Sabi things carry the burden of their years with dignity and grace: the chilly mottled surface of an oxidized silver bowl, the yielding gray of weathered wood, the elegant withering of a bereft autumn bough. An old car left in a field to rust, as it transforms from an eyesore into a part of the landscape, could be considered America’s contribution to the evolution of sabi. An abandoned barn, as it collapses in on itself, holds this mystique.

There’s an aching poetry in things that carry this patina, and it transcends the Japanese. We Americans are ineffably drawn to old European towns with their crooked cobblestone streets and chipping plaster, to places battle scarred with history much deeper than our own. We seek sabi in antiques and even try to manufacture it in distressed furnishings. True sabi cannot be acquired, however. It is a gift of time.

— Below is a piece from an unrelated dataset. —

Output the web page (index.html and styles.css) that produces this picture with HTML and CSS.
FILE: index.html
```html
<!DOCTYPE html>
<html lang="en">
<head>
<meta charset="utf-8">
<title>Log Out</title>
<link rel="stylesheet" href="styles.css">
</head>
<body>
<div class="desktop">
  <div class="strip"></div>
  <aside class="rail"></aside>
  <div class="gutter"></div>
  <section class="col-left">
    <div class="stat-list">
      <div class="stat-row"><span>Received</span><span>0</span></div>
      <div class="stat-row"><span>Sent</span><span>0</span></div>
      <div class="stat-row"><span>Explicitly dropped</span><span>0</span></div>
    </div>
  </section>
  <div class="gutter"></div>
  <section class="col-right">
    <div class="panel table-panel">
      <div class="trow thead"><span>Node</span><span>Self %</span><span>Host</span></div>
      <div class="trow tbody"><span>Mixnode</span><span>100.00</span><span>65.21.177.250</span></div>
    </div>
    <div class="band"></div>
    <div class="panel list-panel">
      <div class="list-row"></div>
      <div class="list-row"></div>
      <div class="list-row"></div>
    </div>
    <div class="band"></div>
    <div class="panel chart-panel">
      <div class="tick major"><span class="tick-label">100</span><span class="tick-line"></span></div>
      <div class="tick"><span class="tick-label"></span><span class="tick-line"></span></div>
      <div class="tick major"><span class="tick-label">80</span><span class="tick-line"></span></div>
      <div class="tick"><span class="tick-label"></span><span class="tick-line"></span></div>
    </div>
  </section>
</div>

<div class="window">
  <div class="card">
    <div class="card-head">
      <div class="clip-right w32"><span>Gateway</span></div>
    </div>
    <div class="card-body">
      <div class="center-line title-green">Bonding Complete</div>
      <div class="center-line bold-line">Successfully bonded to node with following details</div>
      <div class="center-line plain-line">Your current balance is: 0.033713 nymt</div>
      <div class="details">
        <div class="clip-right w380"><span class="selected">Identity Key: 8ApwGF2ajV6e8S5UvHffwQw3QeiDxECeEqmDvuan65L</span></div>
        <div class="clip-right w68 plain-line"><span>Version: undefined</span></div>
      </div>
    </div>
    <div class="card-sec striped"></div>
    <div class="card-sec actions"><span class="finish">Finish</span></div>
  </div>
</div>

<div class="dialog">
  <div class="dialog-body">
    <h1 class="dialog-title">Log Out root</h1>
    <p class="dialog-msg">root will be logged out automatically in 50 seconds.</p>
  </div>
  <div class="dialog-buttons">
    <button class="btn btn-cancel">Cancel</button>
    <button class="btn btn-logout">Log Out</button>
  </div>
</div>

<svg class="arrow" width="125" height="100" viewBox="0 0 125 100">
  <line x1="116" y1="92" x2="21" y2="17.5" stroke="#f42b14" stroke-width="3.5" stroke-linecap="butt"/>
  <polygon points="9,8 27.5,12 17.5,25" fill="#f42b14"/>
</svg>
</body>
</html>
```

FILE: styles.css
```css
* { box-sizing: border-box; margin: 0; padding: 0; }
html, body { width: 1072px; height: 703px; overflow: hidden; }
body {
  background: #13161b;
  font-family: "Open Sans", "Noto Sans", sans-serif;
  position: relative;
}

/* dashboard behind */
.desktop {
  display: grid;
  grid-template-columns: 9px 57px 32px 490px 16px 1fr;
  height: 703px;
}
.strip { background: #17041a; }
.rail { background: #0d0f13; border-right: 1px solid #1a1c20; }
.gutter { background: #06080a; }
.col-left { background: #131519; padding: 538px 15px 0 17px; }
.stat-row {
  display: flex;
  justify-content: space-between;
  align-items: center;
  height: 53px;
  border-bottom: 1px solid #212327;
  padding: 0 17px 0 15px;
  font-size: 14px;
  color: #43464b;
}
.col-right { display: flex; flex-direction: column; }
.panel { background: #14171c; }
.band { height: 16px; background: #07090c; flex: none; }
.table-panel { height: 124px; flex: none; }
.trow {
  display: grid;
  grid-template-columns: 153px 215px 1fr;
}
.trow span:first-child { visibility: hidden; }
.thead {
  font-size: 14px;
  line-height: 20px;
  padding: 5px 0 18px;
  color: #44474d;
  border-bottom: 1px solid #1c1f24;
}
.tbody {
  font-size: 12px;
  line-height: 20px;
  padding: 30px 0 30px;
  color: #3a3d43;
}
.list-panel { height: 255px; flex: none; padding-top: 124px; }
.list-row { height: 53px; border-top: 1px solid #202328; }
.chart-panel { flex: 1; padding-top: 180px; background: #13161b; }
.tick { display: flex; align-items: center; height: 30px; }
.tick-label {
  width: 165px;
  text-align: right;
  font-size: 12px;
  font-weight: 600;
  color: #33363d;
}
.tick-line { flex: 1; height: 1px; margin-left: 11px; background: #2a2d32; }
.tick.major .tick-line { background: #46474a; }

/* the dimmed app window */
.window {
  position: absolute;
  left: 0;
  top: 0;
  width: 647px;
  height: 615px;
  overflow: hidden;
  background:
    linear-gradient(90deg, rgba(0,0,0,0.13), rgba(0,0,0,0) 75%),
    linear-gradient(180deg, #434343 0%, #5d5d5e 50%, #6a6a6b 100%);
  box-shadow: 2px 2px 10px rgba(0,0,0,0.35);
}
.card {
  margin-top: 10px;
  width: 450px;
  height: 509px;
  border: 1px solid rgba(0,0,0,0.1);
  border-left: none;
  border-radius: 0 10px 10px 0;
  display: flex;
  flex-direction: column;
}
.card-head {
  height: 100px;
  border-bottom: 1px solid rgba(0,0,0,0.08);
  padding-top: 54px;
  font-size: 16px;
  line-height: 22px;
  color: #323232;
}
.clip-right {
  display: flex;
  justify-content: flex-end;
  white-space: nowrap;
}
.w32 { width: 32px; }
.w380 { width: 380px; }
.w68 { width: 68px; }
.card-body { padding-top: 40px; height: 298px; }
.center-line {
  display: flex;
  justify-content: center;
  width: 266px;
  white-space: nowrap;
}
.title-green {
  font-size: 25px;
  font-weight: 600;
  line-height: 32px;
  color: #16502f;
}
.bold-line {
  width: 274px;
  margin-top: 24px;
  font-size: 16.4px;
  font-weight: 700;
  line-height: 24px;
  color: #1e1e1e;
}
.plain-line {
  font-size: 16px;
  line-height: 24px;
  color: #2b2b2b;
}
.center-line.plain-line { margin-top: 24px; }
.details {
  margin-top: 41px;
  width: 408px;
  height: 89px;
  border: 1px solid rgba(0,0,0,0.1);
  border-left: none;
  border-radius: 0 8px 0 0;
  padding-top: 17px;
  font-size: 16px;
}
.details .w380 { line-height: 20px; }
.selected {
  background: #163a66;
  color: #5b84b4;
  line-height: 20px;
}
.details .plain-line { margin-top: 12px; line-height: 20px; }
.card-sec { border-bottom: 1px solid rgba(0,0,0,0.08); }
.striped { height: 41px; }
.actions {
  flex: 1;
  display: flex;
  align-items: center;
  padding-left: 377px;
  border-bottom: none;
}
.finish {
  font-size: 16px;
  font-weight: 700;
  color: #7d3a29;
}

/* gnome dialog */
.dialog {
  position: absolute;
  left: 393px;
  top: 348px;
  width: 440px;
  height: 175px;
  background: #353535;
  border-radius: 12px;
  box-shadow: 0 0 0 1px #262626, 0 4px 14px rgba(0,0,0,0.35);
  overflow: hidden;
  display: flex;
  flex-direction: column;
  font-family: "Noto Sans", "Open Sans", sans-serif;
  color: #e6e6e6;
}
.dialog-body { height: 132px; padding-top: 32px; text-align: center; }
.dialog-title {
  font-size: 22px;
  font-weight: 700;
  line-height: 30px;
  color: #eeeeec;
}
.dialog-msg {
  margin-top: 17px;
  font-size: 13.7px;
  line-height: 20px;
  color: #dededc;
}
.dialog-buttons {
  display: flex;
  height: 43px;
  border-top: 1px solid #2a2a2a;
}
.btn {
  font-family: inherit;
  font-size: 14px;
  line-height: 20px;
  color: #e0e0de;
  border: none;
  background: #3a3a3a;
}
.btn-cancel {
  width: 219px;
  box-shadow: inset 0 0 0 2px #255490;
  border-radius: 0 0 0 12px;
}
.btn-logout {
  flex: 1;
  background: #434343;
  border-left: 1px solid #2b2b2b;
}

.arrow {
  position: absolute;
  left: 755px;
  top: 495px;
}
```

So it takes a long time to learn ______ ? Listen to Katsushika Hokusai:

From around the age of six, I had the habit of sketching from life. I became an artist, and from fifty on began producing works that won some reputation, but nothing I did before the age of seventy was worthy of attention. At seventy-three, I began to grasp the structures of birds and beasts, insects and fish, and of the way plants grow. If I go on trying, I will surely understand them still better by the time I am eighty-six, so that by ninety I will have penetrated to their essential nature. At one hundred, I may well have a positively divine understanding of them, while at one hundred and thirty, forty, or more I will have reached the stage where every dot and every stroke I paint will be alive. May Heaven, that grants long life, give me the chance to prove that this is no lie.